Ferrari e paradisi fiscali: l’ex presidente della Camera Irene Pivetti rischia il processo per evasione fiscale
Il pm di Milano Giovanni Tarzia ha chiesto il rinvio a giudizio per Irene Pivetti e altre cinque persone coinvolte in un’inchiesta su una presunta evasione fiscale. La richiesta, dopo la chiusura indagine dello scorso aprile, sarà ora valutata da un giudice. “In oltre 7 ore di interrogatorio la mia assistita Pivetti ha spiegato e ricostruito correttamente i fatti che le contestano, ovviamente dopo una vicenda del genere ci si aspettava la richiesta della procura che discuteremo finalmente davanti al gup” commenta all’Adnkronos il difensore Filippo Cocco.
Irene Pivetti, il pm chiede il rinvio a giudizio: rischia il processo
L’indagine vede al centro una serie di operazioni commerciali, in particolare, la compravendita di tre Ferrari Gran Turismo, che sarebbero servite per nascondere un’evasione fiscale. Irene Pivetti, in qualità di legale rappresentante di una società con sede in Polonia e di un’altra a Hong Kong, deve rispondere di autoriciclaggio ed evasione fiscale. Nell’atto di chiusura non compare il nome del suo consulente Pier Domenico Peirone, la cui posizione risulta stralciata. La richiesta di processo riguarda, invece, oltre la Pivetti, il pilota di rally Leonardo Isolani, la moglie Manuela Mascoli, la figlia di lei Giorgia Giovannelli, il notaio Francesco Maria Trapani e l’imprenditore Candido Giuseppe Mancaniello.
La presunta evasione fiscale per 5 milioni di euro
A Irene Pivetti viene contestato, insieme agli altri indagati, di avere aiutato a evadere imposte per oltre 5 milioni di euro, pari al debito fiscale che aveva Isolani.
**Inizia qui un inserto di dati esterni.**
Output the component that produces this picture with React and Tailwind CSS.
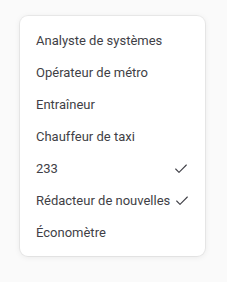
import { Check } from 'lucide-react';

const items = [
  { label: 'Analyste de systèmes' },
  { label: 'Opérateur de métro' },
  { label: 'Entraîneur' },
  { label: 'Chauffeur de taxi' },
  { label: '233', selected: true },
  { label: 'Rédacteur de nouvelles', selected: true },
  { label: 'Économètre' },
];

export default function App() {
  return (
    <div className="min-h-screen bg-[#fafafa] pt-4 pl-5" style={{ fontFamily: 'Roboto, sans-serif' }}>
      <ul className="w-[185px] rounded-lg bg-white py-2 shadow-[0_1px_6px_rgba(0,0,0,0.08)] ring-1 ring-black/5">
        {items.map((item) => (
          <li key={item.label} className="flex h-8 items-center justify-between gap-1 px-4 pt-px text-[13px] text-[#3f3f46]">
            <span className="whitespace-nowrap">{item.label}</span>
            {item.selected && <Check className="h-4 w-4 shrink-0" strokeWidth={1.6} />}
          </li>
        ))}
      </ul>
    </div>
  );
}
L’ex presidente della Camera sarebbe stata consapevole “delle difficoltà finanziarie di Isolani” e l’avrebbe aiutato “a sottrarre i beni”, come le tre Ferrari, dalle procedure di riscossione dell’erario. E avrebbe usato “mezzi fraudolenti idonei ad ostacolare l’accertamento e indurre in errore l’amministrazione finanziaria”. La stessa Pivetti avrebbe evaso tasse per circa 3,5 milioni, poi rimpiegati in attività imprenditoriali e finanziarie che le costano l’accusa di autoriciclaggio. Si attende intanto l’udienza in Cassazione (non ancora fissata) per il ricorso presentato dal legale di Pivetti contro il sequestro disposto dalla procura.